If you’ve ever been on Quincy Street in Ballston between 6:30 and 6:35 p.m. on a warm weather Tuesday, you’ve seen them.
Anywhere from dozens to hundreds of cyclists on their way to put in some miles on the hills of North Arlington. It’s the Freshbikes Tuesday Night ride, and it’s a fantastic way to spend an hour on a week night.
Group rides like this one attract riders for lots of reasons. Some find that riding with others motivates them more than riding alone. Others appreciate the safety-in-numbers quality of the rides. And most of the riders enjoy the social aspect of group rides.
Arlington’s geography provides both blessings and burdens to group rides. On the plus side, routes like Military Road and Williamsburg Boulevard provide the sort of short punchy hills that sport cyclists enjoy riding. On the down side, the more urban sections of Arlington necessarily involve lots of intersections, traffic lights, and plenty of other road users.
It’s usually in the busier sections of the ride – along Quincy Street or around Williamsburg Circle – where the downsides of a large group ride manifest. On a two-lane road like Quincy, the Share the Road ethic is often challenged. Sometimes the cyclists go five wide (though usually at the speed of other traffic). And sometimes a driver simply cannot accept taking 10 seconds longer than usual between Fairfax Drive and Lee Highway.
The conflicts are always minor, but they’re a reminder that everyone involved could do a bit more to avoid them. Freshbikes' staff deserves a lot of credit for doing all they can to encourage those participating in the ride to do so safely and with respect for other road users.
Beyond reminding participants at the beginning of every ride about the rules of the road, they’ve also taken active steps to lessen the impact of the ride on other road users. The ride now goes out in waves, and most participants stick to the bike lanes.
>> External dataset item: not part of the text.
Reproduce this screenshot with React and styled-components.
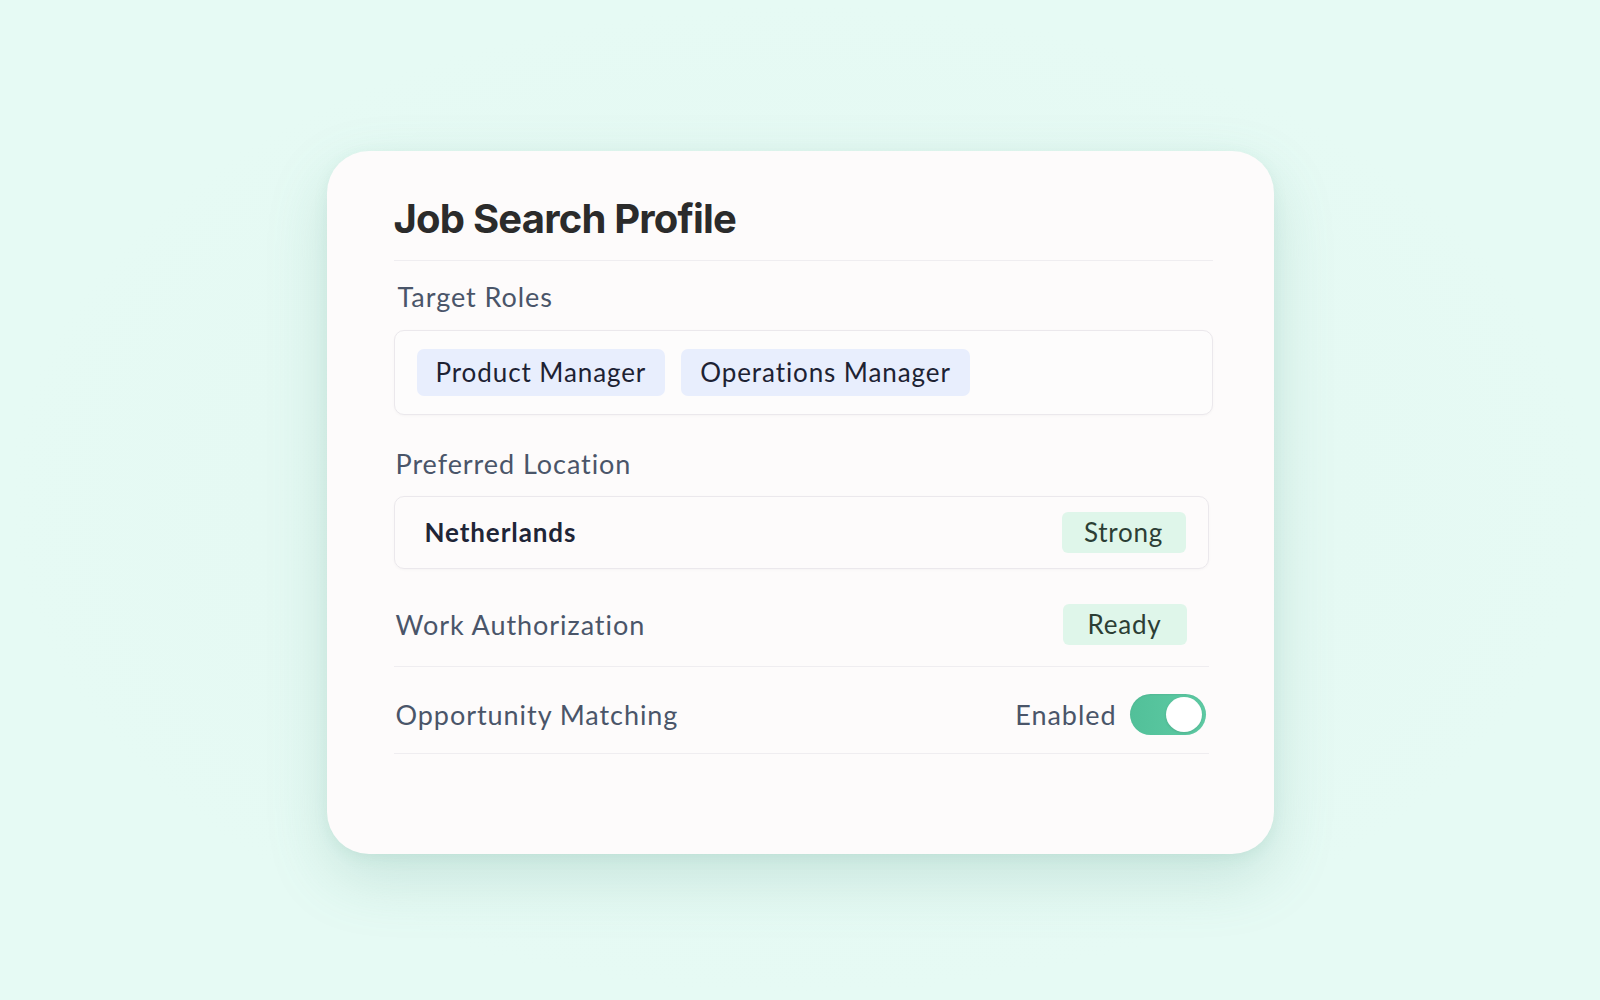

There are also a lot of riders who now recognize that it’s often easier for the ride as a whole if a few riders take the initiative to, say, create and enforce gaps for turning cars. It’s not the ideal situation we get when Arlington County police are available to help with the ride, but it does cut down on the potential for conflict with other traffic.
There will always be some conflicts – no amount of cooperative riding in the world is going to make the angry guy in the black truck less angry, and there’s always going to be at least one guy on a bike who never learned to play well with others. But I’m seeing a lot of progress made on this ride, where lots of riders are pitching in to set good standards of safe riding in place.
Arlington’s a great place for riding, and I hope to see rides like the Freshbikes Tuesday Night ride not only stick around, but grow. Riding smartly, safely, and cooperatively is an important part of helping that happen.
Mark Blacknell is chair of the Arlington Bicycle Advisory Committee, president of the Washington Area Bicyclist Association, and a League Cycling Instructor.